El discurso del rey

Crítica de Daniel Cholakian - Fancinema

Parte de la maquinaria

Un modelo industrial desarrollado es capaz de crear productos para cada mercado y cada momento. El discurso del rey es un típico producto industrial para los tiempos del Oscar, y de la seguidilla de los premios previos a los que otorga “la academia”. Cuidada reconstrucción de época; presentación de un sujeto que en situaciones extremas logra superar sus propios límites; adyuvante ajeno al régimen de verdad dominante (o sea un loquito suelto); la Historia (con mayúsculas) como marco para el desarrollo de una épica individual, que se hace colectiva.
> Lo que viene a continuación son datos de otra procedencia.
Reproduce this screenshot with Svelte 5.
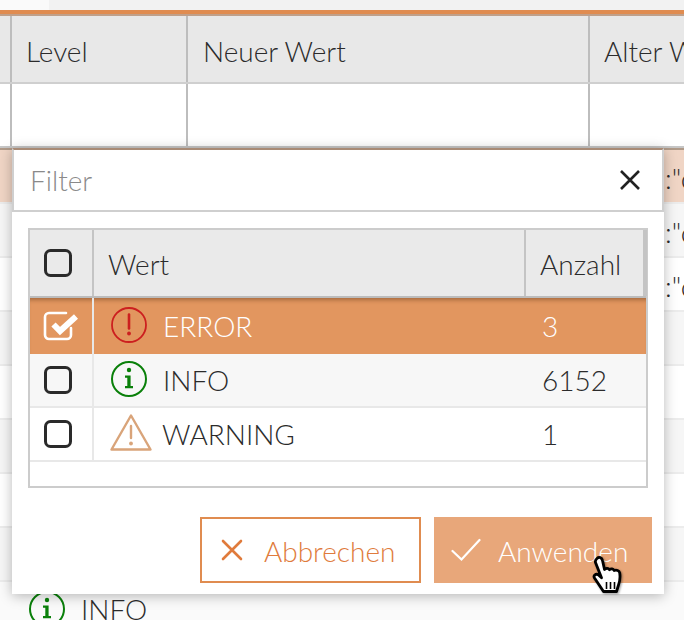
<script lang="ts">
  const columns = ['Level', 'Neuer Wert', 'Alter Wert']
  const backgroundRows = [
    { tint: 'picked', text: ':"c' },
    { tint: 'odd', text: ':"c' },
    { tint: '', text: ':"c' },
    { tint: 'odd', text: '' },
    { tint: '', text: '' },
    { tint: 'odd', text: '' },
    { tint: '', text: '' },
    { tint: 'odd', text: '' }
  ]
  const levels = [
    { name: 'ERROR', count: 3, icon: 'error', checked: true },
    { name: 'INFO', count: 6152, icon: 'info', checked: false },
    { name: 'WARNING', count: 1, icon: 'warning', checked: false }
  ]
</script>

{#snippet levelIcon(kind: string)}
  {#if kind === 'error'}
    <svg class="icon" viewBox="0 0 38 38" width="38" height="38">
      <circle cx="19" cy="19" r="17" fill="none" stroke="#cc1f1f" stroke-width="1.8" />
      <path d="M19 8.500v14" stroke="#cc1f1f" stroke-width="2.600" stroke-linecap="round" />
      <circle cx="19" cy="27.500" r="1.900" fill="#cc1f1f" />
    </svg>
  {:else if kind === 'info'}
    <svg class="icon" viewBox="0 0 38 38" width="38" height="38">
      <circle cx="19" cy="19" r="17" fill="none" stroke="#0a800a" stroke-width="2" />
      <circle cx="19" cy="10" r="2.200" fill="#0a800a" />
      <path d="M15 15.500h5.600V26H23v2.200h-8V26h2.300v-8.300H15z" fill="#0a800a" />
    </svg>
  {:else}
    <svg class="icon warn" viewBox="0 0 44 38" width="44" height="38">
      <path d="M21 2.500 40.500 36.500H1.500z" fill="none" stroke="#d9a47a" stroke-width="2.400" stroke-linejoin="round" />
      <path d="M21 13v12" stroke="#d9a47a" stroke-width="2.400" stroke-linecap="round" />
      <circle cx="21" cy="30.500" r="1.900" fill="#d9a47a" />
    </svg>
  {/if}
{/snippet}

{#snippet checkbox(checked: boolean)}
  {#if checked}
    <svg class="box" viewBox="0 0 36 30" width="36" height="30">
      <path d="M28 17v7a4 4 0 0 1-4 4H6a4 4 0 0 1-4-4V6a4 4 0 0 1 4-4h17" fill="none" stroke="#fff" stroke-width="2.600" stroke-linecap="round" />
      <path d="M10.500 13.500 17 20 33 5.500" fill="none" stroke="#fff" stroke-width="6" />
    </svg>
  {:else}
    <svg class="box" viewBox="0 0 36 30" width="36" height="30">
      <rect x="2.500" y="2.500" width="25" height="25" rx="5" fill="none" stroke="#2a2a2a" stroke-width="3" />
    </svg>
  {/if}
{/snippet}

<div class="page">
  <div class="topbar"><span class="tab"></span></div>
  <div class="accent"></div>

  <div class="grid head">
    <div class="stub"></div>
    {#each columns as col}
      <div class="th">{col}</div>
    {/each}
  </div>
  <div class="grid filters">
    <div class="stub"></div>
    <div class="cell"></div>
    <div class="cell"></div>
    <div class="cell"></div>
  </div>

  <div class="rows">
    {#each backgroundRows as row}
      <div class="row {row.tint}">{row.text}</div>
    {/each}
    <div class="row last">
      {@render levelIcon('info')}
      <span>INFO</span>
    </div>
  </div>

  <div class="popup">
    <div class="search">
      <span class="placeholder">Filter</span>
      <svg viewBox="0 0 22 22" width="22" height="22">
        <path d="M2 2l18 18M20 2 2 20" stroke="#222" stroke-width="2.600" />
      </svg>
    </div>

    <div class="list">
      <div class="list-head">
        <div class="check">{@render checkbox(false)}</div>
        <div class="col-name">Wert</div>
        <div class="col-count">Anzahl</div>
        <div class="col-end"></div>
      </div>
      {#each levels as level}
        <div class="item" class:checked={level.checked}>
          <div class="check">{@render checkbox(level.checked)}</div>
          <div class="name">
            {@render levelIcon(level.icon)}
            <span>{level.name}</span>
          </div>
          <div class="count">{level.count}</div>
        </div>
      {/each}
    </div>

    <div class="actions">
      <button class="cancel">
        <svg viewBox="0 0 22 22" width="22" height="22">
          <path d="M2 2l18 18M20 2 2 20" stroke="#e07b3c" stroke-width="2.600" stroke-linecap="round" />
        </svg>
        <span>Abbrechen</span>
      </button>
      <button class="apply">
        <svg viewBox="0 0 30 24" width="30" height="24">
          <path d="M1.500 13 10.500 21.500 28.500 2" fill="none" stroke="#fff" stroke-width="2.200" stroke-linecap="round" />
        </svg>
        <span>Anwenden</span>
      </button>
    </div>
  </div>

  <svg class="cursor" viewBox="0 0 34 40" width="34" height="40">
    <path d="M6 3.500c2-2 5-1 5.500 2l2 9c1.800-1.500 3.800-1.500 5 .2 1.600-1.200 3.600-1 4.700.8 2.300-.8 5 0 5.500 2.200.6 4 .3 8.300-1.200 12.300l-2 6.500H12.500l-9-13.500c-1.500-2.500 1.500-5 4-3l3 2.700L4.500 7.500c-.4-1.500.3-3 1.500-4z" fill="#fff" stroke="#000" stroke-width="2.800" stroke-linejoin="round" />
    <path d="M15.500 27v7M19.500 27v7M23.500 27v7" stroke="#000" stroke-width="1.600" />
  </svg>
</div>

<style>
  :global(body) {
    margin: 0;
    background: #fff;
  }

  .page {
    position: relative;
    width: 684px;
    height: 620px;
    overflow: hidden;
    font-family: Lato, "Open Sans", sans-serif;
    font-weight: 300;
    font-size: 28px;
    color: #2b2b2b;
    background: #fff;
  }

  .topbar {
    height: 10px;
    background: #f2f2f2;
  }

  .tab {
    display: block;
    width: 49px;
    height: 10px;
    background: #fafafa;
  }

  .accent {
    height: 4px;
    background: #e08c50;
    border-bottom: 2px solid #c0a08a;
  }

  .grid {
    display: grid;
    grid-template-columns: 12px 176px 402px 300px;
  }

  .grid > div {
    box-sizing: border-box;
    border-right: 2px solid #bdbdbd;
  }

  .head {
    height: 68px;
    box-sizing: border-box;
    background: #e8e8e8;
    border-bottom: 2px solid #cfcfcf;
  }

  .th {
    padding: 17px 0 0 14px;
    line-height: 36px;
    white-space: nowrap;
  }

  .th:nth-child(3) {
    padding-left: 15px;
  }

  .filters {
    height: 64px;
    box-sizing: border-box;
    background: #fff;
    border-bottom: 2px solid #c6c6c6;
  }

  .rows {
    border-top: 2px solid #b09a88;
  }

  .row {
    height: 54px;
    box-sizing: border-box;
    border-bottom: 2px solid #ececec;
    padding-left: 665px;
    line-height: 56px;
    white-space: nowrap;
    background: #fff;
  }

  .row.odd {
    background: #f6f6f6;
  }

  .row.picked {
    background: #f0d5c5;
  }

  .row.last {
    display: flex;
    align-items: center;
    gap: 15px;
    padding-left: 28px;
    border: none;
    background: #fafafa;
  }

  .popup {
    position: absolute;
    left: 12px;
    top: 148px;
    width: 652px;
    height: 446px;
    background: #fff;
    box-shadow: 0 2px 12px rgba(0, 0, 0, 0.28);
  }

  .search {
    height: 64px;
    box-sizing: border-box;
    border: 2px solid #cfcfcf;
    border-top-color: #a88a75;
    display: flex;
    align-items: center;
    justify-content: space-between;
    padding: 0 21px 0 16px;
  }

  .placeholder {
    color: #8a8a8a;
  }

  .list {
    margin: 16px 16px 0;
    height: 260px;
    box-sizing: border-box;
    border: 2px solid #cccccc;
  }

  .list-head {
    display: grid;
    grid-template-columns: 64px 432px 119px 1fr;
    height: 68px;
    box-sizing: border-box;
    background: #eaeaea;
    border-bottom: 2px solid #bcbcbc;
  }

  .list-head > div {
    display: flex;
    align-items: center;
    border-right: 2px solid #c4c4c4;
    box-sizing: border-box;
  }

  .col-name,
  .col-count {
    padding: 1px 0 0 14px;
  }

  .check {
    display: flex;
    align-items: center;
    padding-left: 13px;
  }

  .item {
    display: grid;
    grid-template-columns: 64px 432px 1fr;
    height: 54px;
    box-sizing: border-box;
    border-bottom: 2px solid #e8e8e8;
    background: #fff;
  }

  .item:nth-of-type(3) {
    background: #f7f7f7;
  }

  .item.checked {
    height: 56px;
    background: #e2965f;
    color: #fff;
    border: none;
    box-shadow: inset 0 5px 4px -3px rgba(90, 50, 20, 0.45);
  }

  .item > .check {
    border-right: 2px solid #e8e8e8;
    box-sizing: border-box;
  }

  .name {
    display: flex;
    align-items: center;
    gap: 15px;
    padding-left: 16px;
  }

  .name .icon {
    margin-bottom: 3px;
  }

  .name .warn {
    margin: 0 -7px 5px 0;
  }

  .count {
    display: flex;
    align-items: center;
    padding-left: 16px;
  }

  .icon,
  .box {
    display: block;
    flex: none;
  }

  .actions {
    display: flex;
    justify-content: flex-end;
    gap: 13px;
    margin: 29px 12px 0 0;
  }

  button {
    height: 66px;
    box-sizing: border-box;
    display: flex;
    align-items: center;
    font: inherit;
    padding: 0;
    cursor: pointer;
  }

  button span {
    padding-top: 1px;
  }

  .cancel {
    width: 221px;
    gap: 21px;
    padding-left: 19px;
    background: #fff;
    color: #e07b3c;
    border: 2px solid #e08c50;
  }

  .apply {
    width: 218px;
    gap: 17px;
    padding-left: 17px;
    background: #e8a77a;
    color: #fff;
    border: none;
  }

  .cursor {
    position: absolute;
    left: 591px;
    top: 555px;
    filter: drop-shadow(1px 1px 1px rgba(0, 0, 0, 0.4));
  }
</style>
Estos elementos, estructurantes de El discurso del rey, año a año se reiteran en alguna de las películas favoritas para ganar las estatuillas, que tanto reportan en dinero presente y a futuro.

La película cuenta, desde la perspectiva personal y atravesada por su problema expresivo, el ascenso al reinado de la corona británica de Jorge VI. Albert, tal era el nombre de pila de quien sería rey, sufría por la tartamudez que solía hacerlo presa cuando debía hablar en público. Su padre, el rey Jorge V, había introducido la práctica de hablar por la radio al pueblo, en un modo novedoso de utilizar la tecnología. Estos momentos, especialmente el mensaje público navideño, representaba uno de los mayores padecimientos del príncipe. Aun cuando su hermano Eduardo era el heredero natural, su rol lo obligaba de todos modos a los discursos públicos. Pero cuando su hermano abdica el trono a su favor, la situación se torna angustiante. Lionel Logue, un hábil terapeuta de la voz, heterodoxo y ajeno a la academia, será su principal aliado en la lucha contra esa limitación fónica. Lo que termina construyendo la narración, es la historia de un hombre que lucha contra sus propias limitaciones, logrando convertirse en el estadista necesario para hacerse cargo de la corona, en uno de los momentos más críticos del siglo XX.

Colin Firth ganará el Oscar como mejor actor protagónico (poco importa si esto se verifica o no, lo que importa es lo verosímil de tal afirmación). Lo importante es que ha desarrollado una actuación para lograrlo. No es su mejor actuación. Es la más histriónica, la más ajustada a un régimen de expresión actoral dominante, en el marco de una producción industrial que regula los valores estéticos de un sistema expresivo. Pues, cada año al entregar los premios de “la academia”, la industria estadounidense define cuales son los modos correctos de narrar, los temas que cuentan, los sistemas estéticos, los códigos actorales dignos de ser copiados y los registros plásticos se corresponden con los modos “correctos” de ver lo real. Cada año se define (se vuelve a definir, se reproduce) el canon. Y en tal operación, se define, por contrario sensu, aquello que no es deseable en el mundo de lo cinematográfico.

El discurso del rey es una película regular. Un predecible producto del sistema del espectáculo global. No aburre por la destacable gracia actoral que tanto Firth como Rush despliegan (cuando utilizo la palabra gracia, no refiero a la comicidad, sino a la capacidad de hacer atractivo el juego actoral conjunto). Por el resto, aun cuando pretende aproximarse a contar la Historia, es una película absolutamente olvidable.